** Begin **

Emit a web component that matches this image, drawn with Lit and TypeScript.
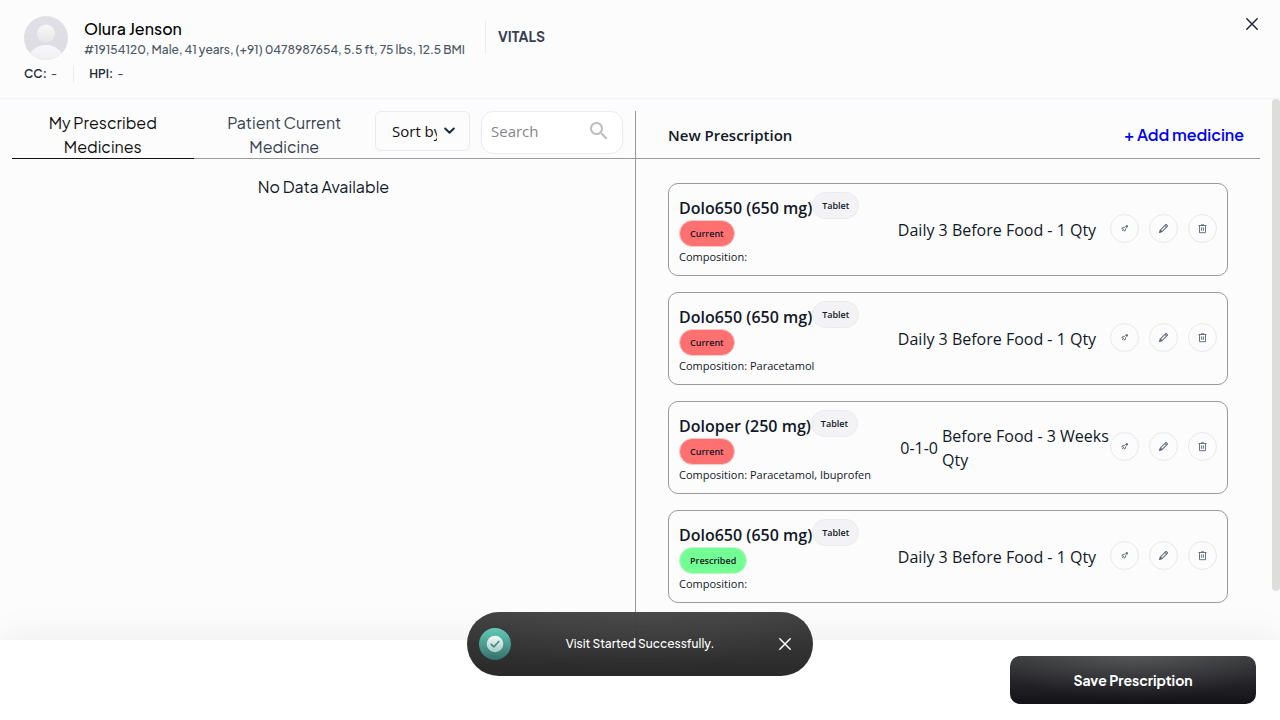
import { LitElement, html, css } from "lit";
import { customElement, state } from "lit/decorators.js";
import { classMap } from "lit/directives/class-map.js";

interface Medicine {
  name: string;
  form: string;
  status: "Current" | "Prescribed";
  composition: string;
  schedule?: string;
  note: string;
}

const MEDICINES: Medicine[] = [
  { name: "Dolo650 (650 mg)", form: "Tablet", status: "Current", composition: "", note: "Daily 3 Before Food - 1 Qty" },
  { name: "Dolo650 (650 mg)", form: "Tablet", status: "Current", composition: "Paracetamol", note: "Daily 3 Before Food - 1 Qty" },
  { name: "Doloper (250 mg)", form: "Tablet", status: "Current", composition: "Paracetamol, Ibuprofen", schedule: "0-1-0", note: "Before Food - 3 Weeks Qty" },
  { name: "Dolo650 (650 mg)", form: "Tablet", status: "Prescribed", composition: "", note: "Daily 3 Before Food - 1 Qty" },
];

const TABS = ["My Prescribed Medicines", "Patient Current Medicine"];

const crossIcon = html`<svg width="12" height="12" viewBox="0 0 12 12" fill="none" stroke="currentColor" stroke-width="1.5" stroke-linecap="round" aria-hidden="true"><path d="M.8.8l10.4 10.4M11.2.8L.8 11.2" /></svg>`;

const pinIcon = html`<svg width="7" height="7" viewBox="0 0 7 7" fill="none" stroke="#4b5563" stroke-width=".8" aria-hidden="true"><path d="M6.2.8L4.4 1.5 3.4 2.4H2L.7 3.6l1.5.4M6.2.8L5.6 2.6 4.6 3.6V5L3.4 6.3 3 4.8M2.2 4L3 4.8M2.4 4.6L1 6" /><path d="M4.7.6h1.9v1.9z" fill="#374151" stroke="none" /></svg>`;

const pencilIcon = html`<svg width="9" height="9" viewBox="0 0 16 16" fill="#5b6474" stroke="#5b6474" stroke-width=".9" aria-hidden="true"><path d="M12.146.146a.5.5 0 0 1 .708 0l3 3a.5.5 0 0 1 0 .708l-10 10a.5.5 0 0 1-.168.11l-5 2a.5.5 0 0 1-.65-.65l2-5a.5.5 0 0 1 .11-.168zM11.207 2.5 13.5 4.793 14.793 3.5 12.5 1.207zm1.586 3L10.5 3.207 3 10.707V11h.5a.5.5 0 0 1 .5.5v.5h.5a.5.5 0 0 1 .5.5v.5h.293z" /></svg>`;

const trashIcon = html`<svg width="9" height="10" viewBox="0 0 9 10" fill="none" stroke="#6b7280" aria-hidden="true"><path d="M.5 1.5h8M3 .8h3M1.5 1.5v7.2h6V1.5M3.6 3.4v3.4M5.4 3.4v3.4" /></svg>`;

@customElement("app-root")
export class AppRoot extends LitElement {
  @state() private tab = 0;
  @state() private toastOpen = true;

  static styles = css`
    :host {
      display: flex;
      flex-direction: column;
      height: 100vh;
      overflow: hidden;
      position: relative;
      background: #fcfcfc;
      color: #111827;
      font: 400 16px/24px "Plus Jakarta Sans", Inter, sans-serif;
    }
    * { box-sizing: border-box; }
    button { font: inherit; color: inherit; background: none; border: 0; padding: 0; cursor: pointer; }
    svg { display: block; flex: none; }
    h1, h2, p { margin: 0; }

    .header {
      display: flex;
      align-items: flex-start;
      padding: 16px 20px 15px 24px;
      border-bottom: 1px solid #f2f2fa;
    }
    .identity { display: flex; gap: 16px; }
    .who { padding-top: 3px; }
    .patient-name { font-size: 16px; line-height: 20px; font-weight: 500; color: #000; }
    .patient-info { font-size: 12px; line-height: 22px; font-weight: 500; color: #4b5563; white-space: nowrap; }
    .complaints { display: flex; align-items: center; margin-top: 4px; font-size: 12px; line-height: 18px; font-weight: 600; color: #1f2937; }
    .complaints p { display: flex; gap: 4px; }
    .complaints span { font-weight: 500; color: #4b5563; }
    .complaints p + p { margin-left: 16px; padding-left: 15px; border-left: 1px solid #ececef; }
    .vitals {
      margin: 5px 0 0 20px;
      padding: 0 0 2px 12px;
      border-left: 1px solid #ececef;
      font-size: 14px;
      line-height: 31px;
      font-weight: 700;
      color: #374151;
    }
    .close { margin: 0 0 0 auto; padding: 2px; color: #1f2937; }

    .body { flex: 1; min-height: 0; display: flex; align-items: flex-start; overflow: hidden; }
    .columns {
      flex: 1;
      align-self: stretch;
      display: grid;
      grid-template-columns: 1fr 1fr;
      padding: 12px 12px 0;
    }
    .thumb { width: 8px; height: 91%; border-radius: 4px; background: #dddddb; }

    .history { border-right: 1px solid #999; min-width: 0; }
    .bar { display: flex; height: 48px; border-bottom: 1px solid #999; }
    .tab { flex: 1; min-width: 0; height: 48px; padding: 0 16px; color: #374151; border-bottom: 1px solid transparent; }
    .tab.active { color: #111; border-bottom-color: #111; }
    .sort { position: relative; width: 95px; height: 40px; flex: none; }
    .sort select {
      appearance: none;
      width: 100%;
      height: 100%;
      padding: 0 32px 0 16px;
      border: 1px solid #e8eaf3;
      border-radius: 6px;
      background: transparent;
      color: #111;
      font: 400 15px/24px "Segoe UI", "Open Sans", sans-serif;
      text-overflow: clip;
    }
    .sort svg { position: absolute; right: 15px; top: 16px; pointer-events: none; }
    .search {
      display: flex;
      align-items: center;
      width: 142px;
      height: 43px;
      flex: none;
      margin: 0 12px 0 11px;
      padding: 0 11px 4px 9px;
      border: 1px solid #e8eaf6;
      border-radius: 12px;
      background: #fff;
    }
    .search input {
      flex: 1;
      min-width: 0;
      border: 0;
      padding: 0;
      outline: 0;
      background: none;
      font: 400 15px/24px "Segoe UI", "Open Sans", sans-serif;
    }
    .search input::placeholder { color: #85858a; }
    .empty { padding-top: 16px; text-align: center; }

    .current { min-width: 0; }
    .current .bar { align-items: center; justify-content: space-between; padding: 0 16px 0 32px; }
    .title { font: 600 15px/24px "Segoe UI", "Open Sans", sans-serif; }
    .add { font-weight: 600; color: #0000f5; }
    .list {
      list-style: none;
      margin: 0;
      padding: 24px 32px;
      display: grid;
      gap: 16px;
      font-family: "Segoe UI", "Open Sans", sans-serif;
    }
    .card {
      display: flex;
      align-items: center;
      height: 93px;
      padding: 0 10px 2px;
      border: 1px solid #999;
      border-radius: 10px;
    }
    .drug { flex: 1; min-width: 0; }
    .drug-line { display: flex; align-items: center; }
    .drug-name { font-size: 16px; line-height: 24px; font-weight: 600; padding-top: 4px; white-space: nowrap; }
    .pill {
      display: inline-block;
      padding: 0 9px;
      border: 1px solid #ebebee;
      border-radius: 14px;
      background: #f3f3f6;
      font-size: 9px;
      line-height: 25px;
      font-weight: 600;
    }
    .pill.status { display: block; width: max-content; padding: 0 10px; }
    .pill.red { background: #ff7070; border-color: #f3c9c9; }
    .pill.green { background: #73ff93; border-color: #c5efce; }
    .composition { font-size: 11px; line-height: 19px; white-space: nowrap; }
    .dose { flex: 0 0 226px; display: flex; align-items: center; justify-content: center; gap: 4px; padding-top: 2px; }
    .dose.timed { justify-content: flex-end; }
    .dose.timed .note { max-width: 168px; }
    .actions { display: flex; gap: 10px; }
    .round {
      display: grid;
      place-items: center;
      width: 29px;
      height: 29px;
      border: 1px solid #e8e8ea;
      border-radius: 50%;
    }

    .footer {
      display: flex;
      justify-content: flex-end;
      padding: 16px 24px;
      background: #fff;
      box-shadow: 0 0 40px rgba(0, 0, 0, 0.07);
      position: relative;
    }
    .save {
      width: 246px;
      height: 48px;
      border-radius: 10px;
      color: #fff;
      font-size: 14px;
      font-weight: 700;
      background: radial-gradient(60% 90% at 50% 0, rgba(255, 255, 255, 0.14), transparent), linear-gradient(#3a3b3d, #121217);
    }

    .toast {
      position: absolute;
      left: 50%;
      bottom: 44px;
      transform: translateX(-50%);
      display: flex;
      align-items: center;
      justify-content: space-between;
      width: 346px;
      height: 64px;
      padding: 0 20px 0 12px;
      border-radius: 32px;
      color: #fff;
      font-size: 12px;
      font-weight: 500;
      background: radial-gradient(60% 90% at 50% 0, rgba(255, 255, 255, 0.06), transparent), linear-gradient(rgba(52, 52, 52, 0.94), rgba(38, 38, 38, 0.99));
    }
    .toast span { padding-right: 8px; }
    .toast button { padding: 2px; }
  `;

  private renderCard(m: Medicine) {
    return html`<li class="card">
      <div class="drug">
        <div class="drug-line"><span class="drug-name">${m.name}</span><span class="pill">${m.form}</span></div>
        <span class=${classMap({ pill: true, status: true, red: m.status === "Current", green: m.status === "Prescribed" })}>${m.status}</span>
        <p class="composition">Composition: ${m.composition}</p>
      </div>
      <div class=${classMap({ dose: true, timed: !!m.schedule })}>
        ${m.schedule ? html`<span>${m.schedule}</span>` : ""}<span class="note">${m.note}</span>
      </div>
      <div class="actions">
        <button class="round" aria-label="Pin">${pinIcon}</button>
        <button class="round" aria-label="Edit">${pencilIcon}</button>
        <button class="round" aria-label="Delete">${trashIcon}</button>
      </div>
    </li>`;
  }

  render() {
    return html`
      <header class="header">
        <div>
          <div class="identity">
            <svg width="44" height="44" viewBox="0 0 44 44" role="img" aria-label="Patient">
              <defs>
                <linearGradient id="disc" x2="0" y2="1"><stop stop-color="#e0e0e6" /><stop offset="1" stop-color="#dcdce2" /></linearGradient>
                <linearGradient id="person" x2="0" y2="1"><stop stop-color="#f8f8f9" /><stop offset="1" stop-color="#e6e6ea" /></linearGradient>
                <clipPath id="round"><circle cx="22" cy="22" r="22" /></clipPath>
              </defs>
              <g clip-path="url(#round)">
                <rect width="44" height="44" fill="url(#disc)" />
                <circle cx="22" cy="17.5" r="9" fill="url(#person)" />
                <ellipse cx="22" cy="44" rx="18" ry="15" fill="url(#person)" />
              </g>
            </svg>
            <div class="who">
              <h1 class="patient-name">Olura Jenson</h1>
              <p class="patient-info">#19154120, Male, 41 years, (+91) 0478987654, 5.5 ft, 75 lbs, 12.5 BMI</p>
            </div>
          </div>
          <div class="complaints"><p>CC: <span>-</span></p><p>HPI: <span>-</span></p></div>
        </div>
        <h2 class="vitals">VITALS</h2>
        <button class="close" aria-label="Close">${crossIcon}</button>
      </header>

      <main class="body">
        <div class="columns">
          <section class="history">
            <div class="bar">
              ${TABS.map((t, i) => html`<button class=${classMap({ tab: true, active: this.tab === i })} @click=${() => (this.tab = i)}>${t}</button>`)}
              <div class="sort">
                <select aria-label="Sort by"><option>Sort by</option></select>
                <svg width="11" height="8" viewBox="0 0 11 8" fill="none" stroke="#1f2937" stroke-width="2" stroke-linecap="round" stroke-linejoin="round" aria-hidden="true"><path d="M1.2 1.5l4.3 4.3 4.3-4.3" /></svg>
              </div>
              <label class="search">
                <input type="text" placeholder="Search" aria-label="Search" />
                <svg width="24" height="24" viewBox="0 0 24 24" fill="#bdbdbf" aria-hidden="true"><path d="M15.5 14h-.79l-.28-.27C15.41 12.59 16 11.11 16 9.5 16 5.91 13.09 3 9.5 3S3 5.91 3 9.5 5.91 16 9.5 16c1.61 0 3.09-.59 4.23-1.57l.27.28v.79l5 4.99L20.49 19l-4.99-5zm-6 0C7.01 14 5 11.99 5 9.5S7.01 5 9.5 5 14 7.01 14 9.5 11.99 14 9.5 14z" /></svg>
              </label>
            </div>
            <p class="empty">No Data Available</p>
          </section>
          <section class="current">
            <div class="bar"><h2 class="title">New Prescription</h2><button class="add">+ Add medicine</button></div>
            <ul class="list">${MEDICINES.map((m) => this.renderCard(m))}</ul>
          </section>
        </div>
        <div class="thumb"></div>
      </main>

      <footer class="footer"><button class="save">Save Prescription</button></footer>

      ${this.toastOpen
        ? html`<div class="toast" role="status">
            <svg width="32" height="32" viewBox="0 0 32 32" aria-hidden="true">
              <defs>
                <linearGradient id="teal" x2="0" y2="1"><stop stop-color="#62cbb8" /><stop offset="1" stop-color="#35706a" /></linearGradient>
                <linearGradient id="badge" x2="0" y2="1"><stop stop-color="#f3fbf9" /><stop offset="1" stop-color="#a9cbc6" /></linearGradient>
              </defs>
              <circle cx="16" cy="16" r="16" fill="url(#teal)" />
              <circle cx="16" cy="16" r="8.3" fill="url(#badge)" />
              <path d="M12.2 16.3l2.6 2.6 5-5.4" fill="none" stroke="#459387" stroke-width="1.8" stroke-linecap="round" stroke-linejoin="round" />
            </svg>
            <span>Visit Started Successfully.</span>
            <button aria-label="Dismiss" @click=${() => (this.toastOpen = false)}>${crossIcon}</button>
          </div>`
        : ""}
    `;
  }
}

** End **

▶ [Instruction] From the listing above, find the number of lines with the word "this" in them. Answer with the number only.

▶ [Full output] 5